◆ **Collected data**
========================
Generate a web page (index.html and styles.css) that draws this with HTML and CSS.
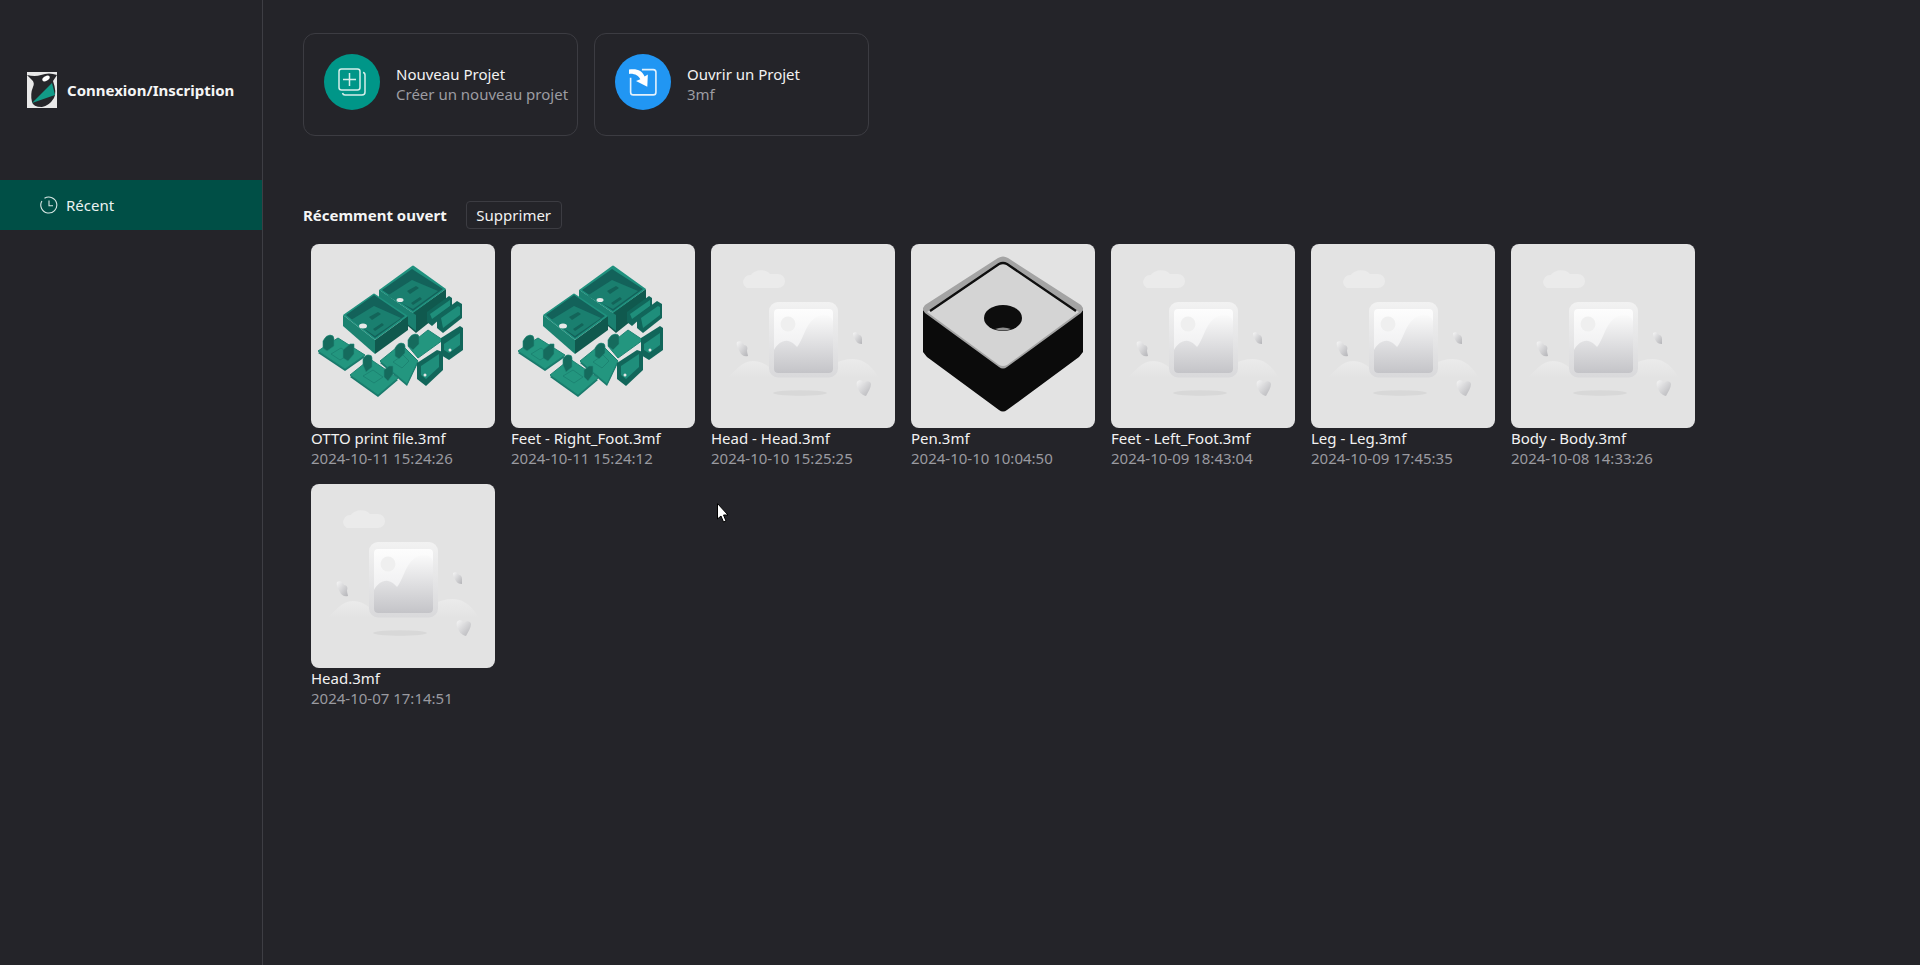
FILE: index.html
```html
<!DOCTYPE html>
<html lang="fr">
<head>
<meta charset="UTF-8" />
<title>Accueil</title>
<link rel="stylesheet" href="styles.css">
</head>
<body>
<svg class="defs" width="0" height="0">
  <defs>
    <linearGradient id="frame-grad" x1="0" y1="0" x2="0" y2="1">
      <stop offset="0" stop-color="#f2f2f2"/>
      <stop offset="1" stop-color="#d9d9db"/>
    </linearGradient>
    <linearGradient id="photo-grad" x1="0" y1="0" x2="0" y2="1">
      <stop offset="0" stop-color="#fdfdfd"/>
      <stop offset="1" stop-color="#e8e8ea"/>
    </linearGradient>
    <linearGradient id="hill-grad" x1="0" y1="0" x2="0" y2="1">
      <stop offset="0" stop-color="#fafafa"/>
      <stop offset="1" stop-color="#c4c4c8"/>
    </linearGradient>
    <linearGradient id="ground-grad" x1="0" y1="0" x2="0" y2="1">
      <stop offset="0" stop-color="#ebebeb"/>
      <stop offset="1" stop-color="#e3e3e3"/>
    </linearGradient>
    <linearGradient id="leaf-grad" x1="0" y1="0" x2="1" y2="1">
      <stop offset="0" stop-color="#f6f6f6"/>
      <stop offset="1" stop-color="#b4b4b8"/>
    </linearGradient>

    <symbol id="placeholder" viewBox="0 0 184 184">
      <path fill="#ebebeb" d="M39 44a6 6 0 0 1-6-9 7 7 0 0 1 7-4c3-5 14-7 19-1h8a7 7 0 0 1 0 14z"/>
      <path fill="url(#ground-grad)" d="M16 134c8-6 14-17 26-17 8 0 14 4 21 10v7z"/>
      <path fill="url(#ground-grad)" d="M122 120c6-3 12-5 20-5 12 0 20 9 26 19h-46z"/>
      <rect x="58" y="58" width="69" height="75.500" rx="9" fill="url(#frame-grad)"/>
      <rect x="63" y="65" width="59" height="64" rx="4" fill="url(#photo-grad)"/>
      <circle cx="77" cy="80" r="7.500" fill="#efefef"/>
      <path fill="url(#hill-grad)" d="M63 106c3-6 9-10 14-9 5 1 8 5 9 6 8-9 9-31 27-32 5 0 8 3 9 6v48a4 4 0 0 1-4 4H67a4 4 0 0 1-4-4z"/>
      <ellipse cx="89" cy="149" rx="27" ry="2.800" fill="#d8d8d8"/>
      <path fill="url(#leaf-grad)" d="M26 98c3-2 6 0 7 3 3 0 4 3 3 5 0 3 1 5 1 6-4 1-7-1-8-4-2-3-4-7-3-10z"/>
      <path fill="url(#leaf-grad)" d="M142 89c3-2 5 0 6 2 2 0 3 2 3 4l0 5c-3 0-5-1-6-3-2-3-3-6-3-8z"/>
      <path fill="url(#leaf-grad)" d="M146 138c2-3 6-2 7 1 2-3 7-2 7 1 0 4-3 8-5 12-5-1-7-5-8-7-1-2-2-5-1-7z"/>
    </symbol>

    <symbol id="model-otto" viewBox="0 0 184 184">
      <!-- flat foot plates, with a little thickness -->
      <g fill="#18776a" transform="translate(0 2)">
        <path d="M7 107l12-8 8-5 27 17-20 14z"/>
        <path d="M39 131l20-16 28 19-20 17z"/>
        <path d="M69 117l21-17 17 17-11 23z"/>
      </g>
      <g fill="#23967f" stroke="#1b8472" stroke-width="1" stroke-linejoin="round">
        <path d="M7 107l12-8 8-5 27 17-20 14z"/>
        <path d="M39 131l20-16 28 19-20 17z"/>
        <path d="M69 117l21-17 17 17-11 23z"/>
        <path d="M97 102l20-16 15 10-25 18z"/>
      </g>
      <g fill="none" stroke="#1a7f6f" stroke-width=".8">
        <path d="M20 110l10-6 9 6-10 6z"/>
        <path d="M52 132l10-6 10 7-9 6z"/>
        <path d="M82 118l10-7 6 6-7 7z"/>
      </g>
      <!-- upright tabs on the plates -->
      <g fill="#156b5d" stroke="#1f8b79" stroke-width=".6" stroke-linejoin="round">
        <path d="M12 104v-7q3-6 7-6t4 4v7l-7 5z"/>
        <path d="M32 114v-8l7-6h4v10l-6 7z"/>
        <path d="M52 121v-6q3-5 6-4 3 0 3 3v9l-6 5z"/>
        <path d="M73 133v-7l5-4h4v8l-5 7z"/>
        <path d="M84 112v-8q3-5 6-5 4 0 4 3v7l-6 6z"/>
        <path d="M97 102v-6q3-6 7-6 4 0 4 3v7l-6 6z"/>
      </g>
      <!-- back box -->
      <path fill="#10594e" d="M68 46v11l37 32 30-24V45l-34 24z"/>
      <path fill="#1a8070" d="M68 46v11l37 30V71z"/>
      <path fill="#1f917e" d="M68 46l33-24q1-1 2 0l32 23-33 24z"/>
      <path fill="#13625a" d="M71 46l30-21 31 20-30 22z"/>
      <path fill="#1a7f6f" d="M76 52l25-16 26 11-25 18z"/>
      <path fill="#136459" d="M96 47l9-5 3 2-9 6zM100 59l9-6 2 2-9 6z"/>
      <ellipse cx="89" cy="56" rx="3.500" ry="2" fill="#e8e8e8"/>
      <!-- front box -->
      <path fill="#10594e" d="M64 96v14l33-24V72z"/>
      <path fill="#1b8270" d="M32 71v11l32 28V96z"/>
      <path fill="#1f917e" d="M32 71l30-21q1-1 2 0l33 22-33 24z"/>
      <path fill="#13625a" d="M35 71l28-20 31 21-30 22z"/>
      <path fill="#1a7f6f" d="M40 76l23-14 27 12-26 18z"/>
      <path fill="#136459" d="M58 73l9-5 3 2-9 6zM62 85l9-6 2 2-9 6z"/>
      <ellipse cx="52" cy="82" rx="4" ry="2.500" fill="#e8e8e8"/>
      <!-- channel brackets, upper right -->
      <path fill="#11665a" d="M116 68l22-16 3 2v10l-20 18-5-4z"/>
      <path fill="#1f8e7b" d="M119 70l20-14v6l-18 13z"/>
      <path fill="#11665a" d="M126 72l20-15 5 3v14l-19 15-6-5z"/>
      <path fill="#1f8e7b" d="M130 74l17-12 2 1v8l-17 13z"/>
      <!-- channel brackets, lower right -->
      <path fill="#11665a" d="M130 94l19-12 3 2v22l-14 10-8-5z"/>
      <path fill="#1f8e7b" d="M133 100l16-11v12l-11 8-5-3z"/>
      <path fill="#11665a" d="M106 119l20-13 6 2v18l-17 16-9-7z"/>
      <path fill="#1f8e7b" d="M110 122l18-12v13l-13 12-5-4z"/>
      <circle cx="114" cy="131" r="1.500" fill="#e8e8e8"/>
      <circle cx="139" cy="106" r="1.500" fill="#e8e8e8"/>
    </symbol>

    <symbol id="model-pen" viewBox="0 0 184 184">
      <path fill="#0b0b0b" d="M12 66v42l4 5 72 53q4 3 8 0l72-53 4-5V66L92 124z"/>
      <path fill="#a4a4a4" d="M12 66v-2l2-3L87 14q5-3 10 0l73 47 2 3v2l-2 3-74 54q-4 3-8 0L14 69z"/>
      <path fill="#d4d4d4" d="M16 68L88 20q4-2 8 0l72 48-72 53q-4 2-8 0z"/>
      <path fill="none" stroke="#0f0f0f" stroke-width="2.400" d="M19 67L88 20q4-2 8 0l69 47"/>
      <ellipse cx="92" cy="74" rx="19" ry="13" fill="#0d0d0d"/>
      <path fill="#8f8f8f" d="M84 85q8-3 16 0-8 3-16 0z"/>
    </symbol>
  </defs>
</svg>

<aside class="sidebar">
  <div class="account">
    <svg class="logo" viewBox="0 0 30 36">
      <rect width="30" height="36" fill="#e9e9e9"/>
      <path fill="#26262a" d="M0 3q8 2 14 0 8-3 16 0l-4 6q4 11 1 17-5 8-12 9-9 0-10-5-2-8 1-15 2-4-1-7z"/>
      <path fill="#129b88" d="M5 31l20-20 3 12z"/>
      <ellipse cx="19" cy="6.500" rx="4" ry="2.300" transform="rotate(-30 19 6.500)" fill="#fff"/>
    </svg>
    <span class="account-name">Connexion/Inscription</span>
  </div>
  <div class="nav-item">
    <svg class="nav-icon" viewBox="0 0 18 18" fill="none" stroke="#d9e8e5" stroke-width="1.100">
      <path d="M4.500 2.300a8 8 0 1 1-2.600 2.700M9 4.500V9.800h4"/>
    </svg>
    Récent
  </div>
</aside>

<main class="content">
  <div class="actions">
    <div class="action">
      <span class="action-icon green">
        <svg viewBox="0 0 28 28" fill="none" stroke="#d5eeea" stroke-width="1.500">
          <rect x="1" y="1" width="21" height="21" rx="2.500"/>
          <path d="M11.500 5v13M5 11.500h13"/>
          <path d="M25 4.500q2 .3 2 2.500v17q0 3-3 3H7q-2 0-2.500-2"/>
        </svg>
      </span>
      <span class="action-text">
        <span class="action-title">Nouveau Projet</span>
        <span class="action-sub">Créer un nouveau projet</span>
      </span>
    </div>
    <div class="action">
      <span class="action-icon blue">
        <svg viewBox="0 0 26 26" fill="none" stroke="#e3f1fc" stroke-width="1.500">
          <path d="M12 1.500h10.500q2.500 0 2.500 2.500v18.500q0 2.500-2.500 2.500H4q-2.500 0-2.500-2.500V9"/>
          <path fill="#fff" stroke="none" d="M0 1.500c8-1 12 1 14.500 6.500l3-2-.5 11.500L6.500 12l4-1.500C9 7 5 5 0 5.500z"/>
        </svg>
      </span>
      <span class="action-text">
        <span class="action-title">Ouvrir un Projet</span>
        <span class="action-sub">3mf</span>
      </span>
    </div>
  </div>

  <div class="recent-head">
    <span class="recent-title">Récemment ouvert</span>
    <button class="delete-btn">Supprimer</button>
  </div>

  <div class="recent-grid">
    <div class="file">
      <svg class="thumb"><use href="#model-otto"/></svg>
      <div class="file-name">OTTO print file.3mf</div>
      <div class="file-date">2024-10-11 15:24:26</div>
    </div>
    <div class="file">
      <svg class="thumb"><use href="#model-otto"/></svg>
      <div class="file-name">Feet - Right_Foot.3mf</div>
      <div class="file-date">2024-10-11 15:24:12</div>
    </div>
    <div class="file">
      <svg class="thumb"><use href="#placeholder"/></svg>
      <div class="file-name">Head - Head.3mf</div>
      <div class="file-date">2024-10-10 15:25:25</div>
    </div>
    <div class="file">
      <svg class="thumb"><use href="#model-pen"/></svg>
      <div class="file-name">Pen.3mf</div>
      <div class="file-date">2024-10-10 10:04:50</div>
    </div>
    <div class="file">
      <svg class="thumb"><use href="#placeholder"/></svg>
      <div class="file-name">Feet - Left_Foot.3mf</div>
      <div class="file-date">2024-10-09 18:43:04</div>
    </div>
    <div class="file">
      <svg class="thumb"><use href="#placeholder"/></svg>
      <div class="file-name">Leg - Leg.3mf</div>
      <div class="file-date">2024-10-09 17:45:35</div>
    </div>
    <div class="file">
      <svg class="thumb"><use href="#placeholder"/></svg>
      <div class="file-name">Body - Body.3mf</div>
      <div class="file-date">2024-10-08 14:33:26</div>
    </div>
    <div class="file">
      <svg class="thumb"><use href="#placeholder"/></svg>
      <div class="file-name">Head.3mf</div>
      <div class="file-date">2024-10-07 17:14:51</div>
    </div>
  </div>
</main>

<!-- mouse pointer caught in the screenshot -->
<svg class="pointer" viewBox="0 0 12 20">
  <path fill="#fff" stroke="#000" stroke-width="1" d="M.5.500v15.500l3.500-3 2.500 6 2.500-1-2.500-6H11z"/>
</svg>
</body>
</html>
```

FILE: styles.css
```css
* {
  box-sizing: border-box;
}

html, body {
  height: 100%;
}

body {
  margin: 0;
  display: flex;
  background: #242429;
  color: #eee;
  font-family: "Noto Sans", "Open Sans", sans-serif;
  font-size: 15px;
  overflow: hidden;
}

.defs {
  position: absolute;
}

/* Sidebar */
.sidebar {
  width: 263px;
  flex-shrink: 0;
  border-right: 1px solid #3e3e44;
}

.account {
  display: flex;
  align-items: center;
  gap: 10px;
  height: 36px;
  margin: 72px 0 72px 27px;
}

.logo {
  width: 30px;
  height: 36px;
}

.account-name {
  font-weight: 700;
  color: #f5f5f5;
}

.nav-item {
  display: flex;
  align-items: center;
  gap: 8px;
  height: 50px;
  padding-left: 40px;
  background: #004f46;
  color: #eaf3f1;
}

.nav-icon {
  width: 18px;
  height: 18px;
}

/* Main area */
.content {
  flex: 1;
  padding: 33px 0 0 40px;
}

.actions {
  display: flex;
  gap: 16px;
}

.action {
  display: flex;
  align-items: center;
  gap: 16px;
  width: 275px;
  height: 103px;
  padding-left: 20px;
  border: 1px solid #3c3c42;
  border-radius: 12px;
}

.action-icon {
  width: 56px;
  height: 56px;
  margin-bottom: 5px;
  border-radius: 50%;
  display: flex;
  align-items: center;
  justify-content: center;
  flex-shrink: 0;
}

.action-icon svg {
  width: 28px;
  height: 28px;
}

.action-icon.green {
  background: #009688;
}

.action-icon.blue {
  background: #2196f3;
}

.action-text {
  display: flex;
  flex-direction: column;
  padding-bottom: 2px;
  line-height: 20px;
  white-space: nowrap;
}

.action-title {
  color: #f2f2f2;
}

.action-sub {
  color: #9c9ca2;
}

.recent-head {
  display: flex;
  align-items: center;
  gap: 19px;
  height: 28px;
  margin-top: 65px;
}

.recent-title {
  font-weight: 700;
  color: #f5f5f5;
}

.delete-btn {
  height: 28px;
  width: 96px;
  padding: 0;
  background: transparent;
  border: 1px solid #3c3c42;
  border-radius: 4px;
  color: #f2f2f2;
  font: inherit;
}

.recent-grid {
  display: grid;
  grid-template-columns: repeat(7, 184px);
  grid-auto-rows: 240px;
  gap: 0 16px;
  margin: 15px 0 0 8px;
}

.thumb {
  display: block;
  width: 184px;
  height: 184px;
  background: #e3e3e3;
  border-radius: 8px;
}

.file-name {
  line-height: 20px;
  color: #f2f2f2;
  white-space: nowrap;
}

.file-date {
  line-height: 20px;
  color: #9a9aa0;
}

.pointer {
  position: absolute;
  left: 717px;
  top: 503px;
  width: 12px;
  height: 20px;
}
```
========================
◆ **Objective**
Go through the material line by line. Show each line that contains the string "index".

◆ **Result below**
Generate a web page (index.html and styles.css) that draws this with HTML and CSS.
FILE: index.html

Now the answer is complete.